Mid December I decided it was time to do a quick inspection to confirm every hive had good winter stores. Much to my surprise “Old Faithful” did not only have enough, but was suffering of an excessive amount of honey stores. The 9 frame supper I had placed on top of it for cleaning did not only get cleaned, but 6 out of 9 frames were refilled.

So going into this Florida winter (November was unseasonably cold, December has been mild) I have “Old Faithful” in a 10 frame Lang hive, queen excluder, and a full 10 frame supper (after I robbed the top supper). I want to remove the queen excluder before spring, to allow the queen to partially use this supper for laying. More on this idea later. The activity is normal for this season, and I can see Pollen coming in even now.

My 5 Frame Nuc in the standard NUC hive now has a 5 frame supper on it. Two frames are full courtesy of “Old Faithful” and three are ¼ drawn out.

My 5 frame NUC in a 10 frame box looks good and I decided it was in a perfect stage to try an experiment I never got to try this summer. I removed the outside plastic frames, (3 on east side, 2 on the west) and replaced them with my modified plastic starter strip frames. Natural beekeeping aided by an invention of modern beekeeping. I find plastic frames easier to pull out of the hive. The humidity doesn’t expand them or warp them, but I like the natural wax foundation on wooden frames so bees can build the size they want to build. To me, if it works, this would be the best of both worlds. If I see good progress, I may take all my plastic medium supper frames and modify them this way. Right now I’m not sure what is going to happen, check back and find out.

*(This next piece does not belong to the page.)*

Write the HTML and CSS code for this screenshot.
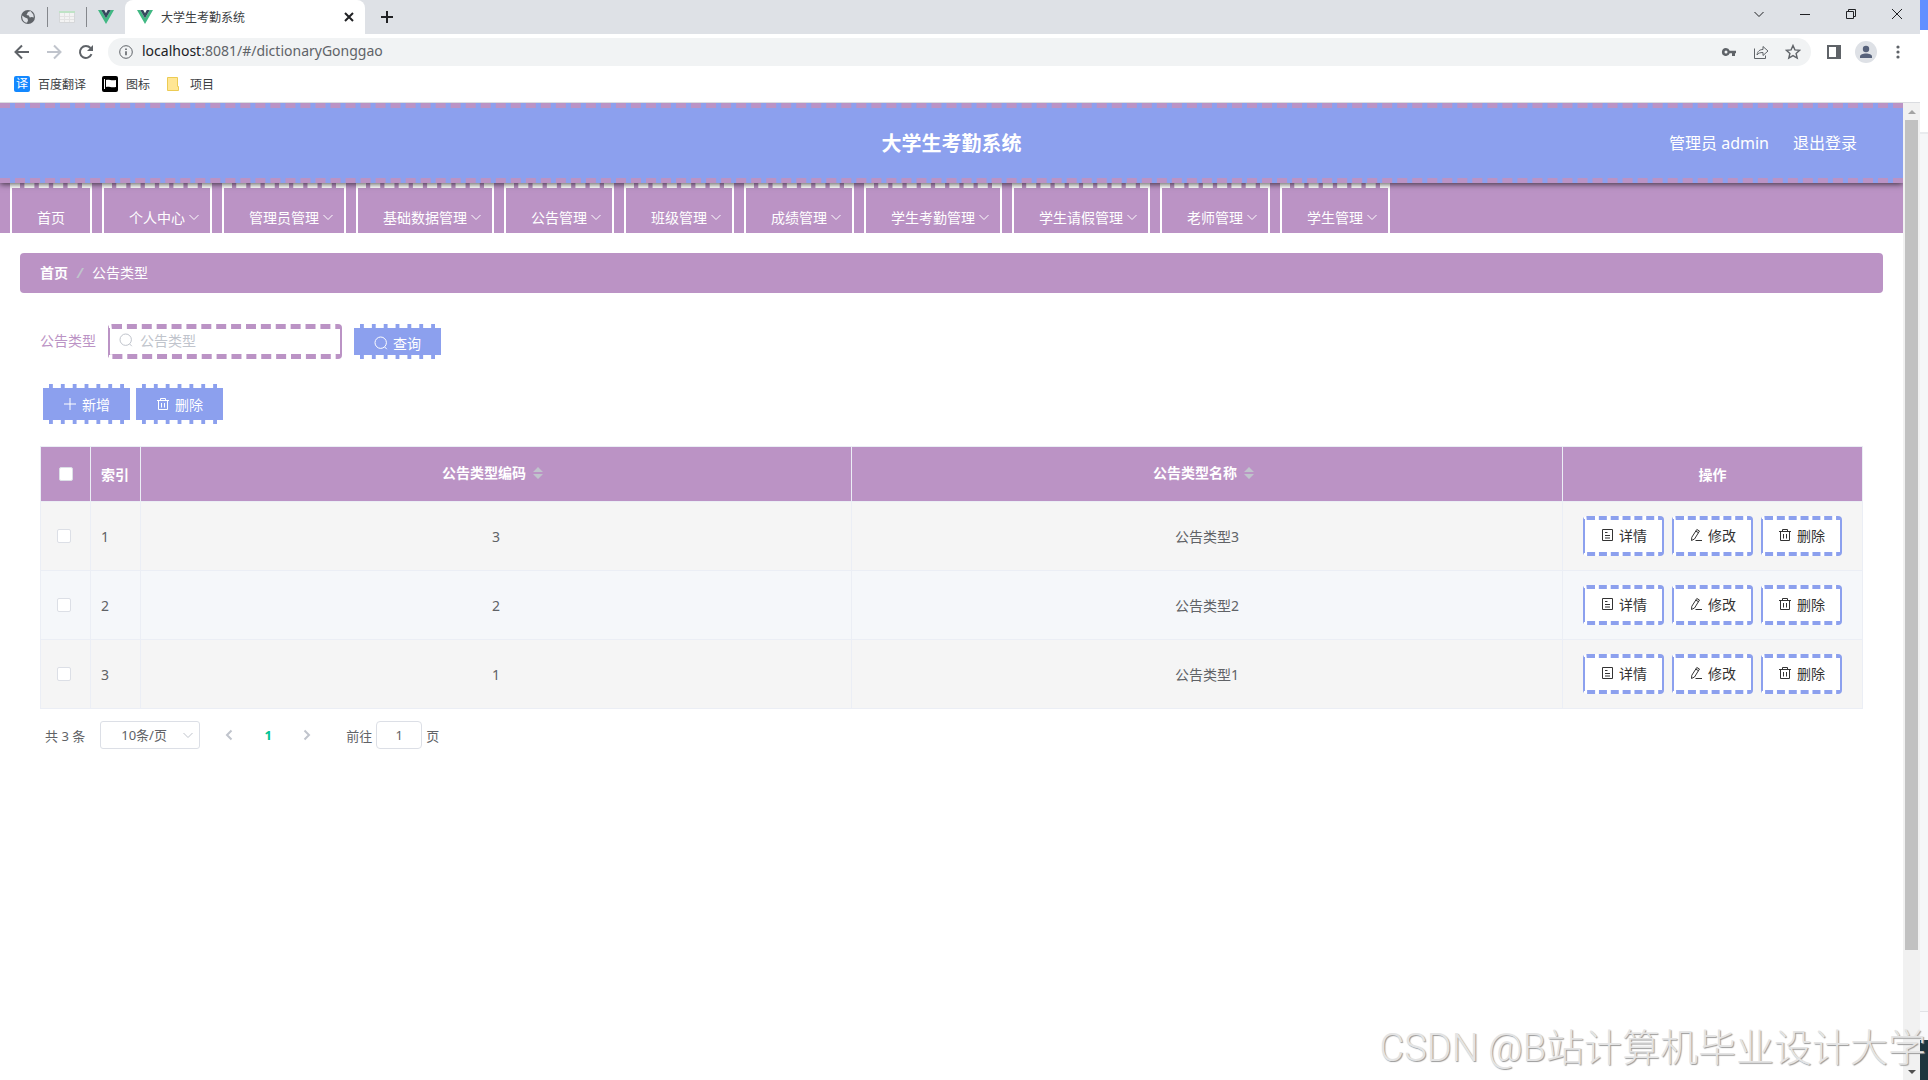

So what became of the 5 capped honey frames I found in “Old Faithful”? I placed 2 Full frames in the NUC's supper; a third frame broke apart when I attempted to pull it. It had been badly bridge to adjacent empty frames. I threw the mess on the ground and let the bees clean it. The other 3??? Well, there was a December Florida honey harvest. I kept the 16 ounce jar, for Christmas I honey baked a ham with the 2 cups of honey in the Tupperware, and the rest were sold or given away as stocking stuffers.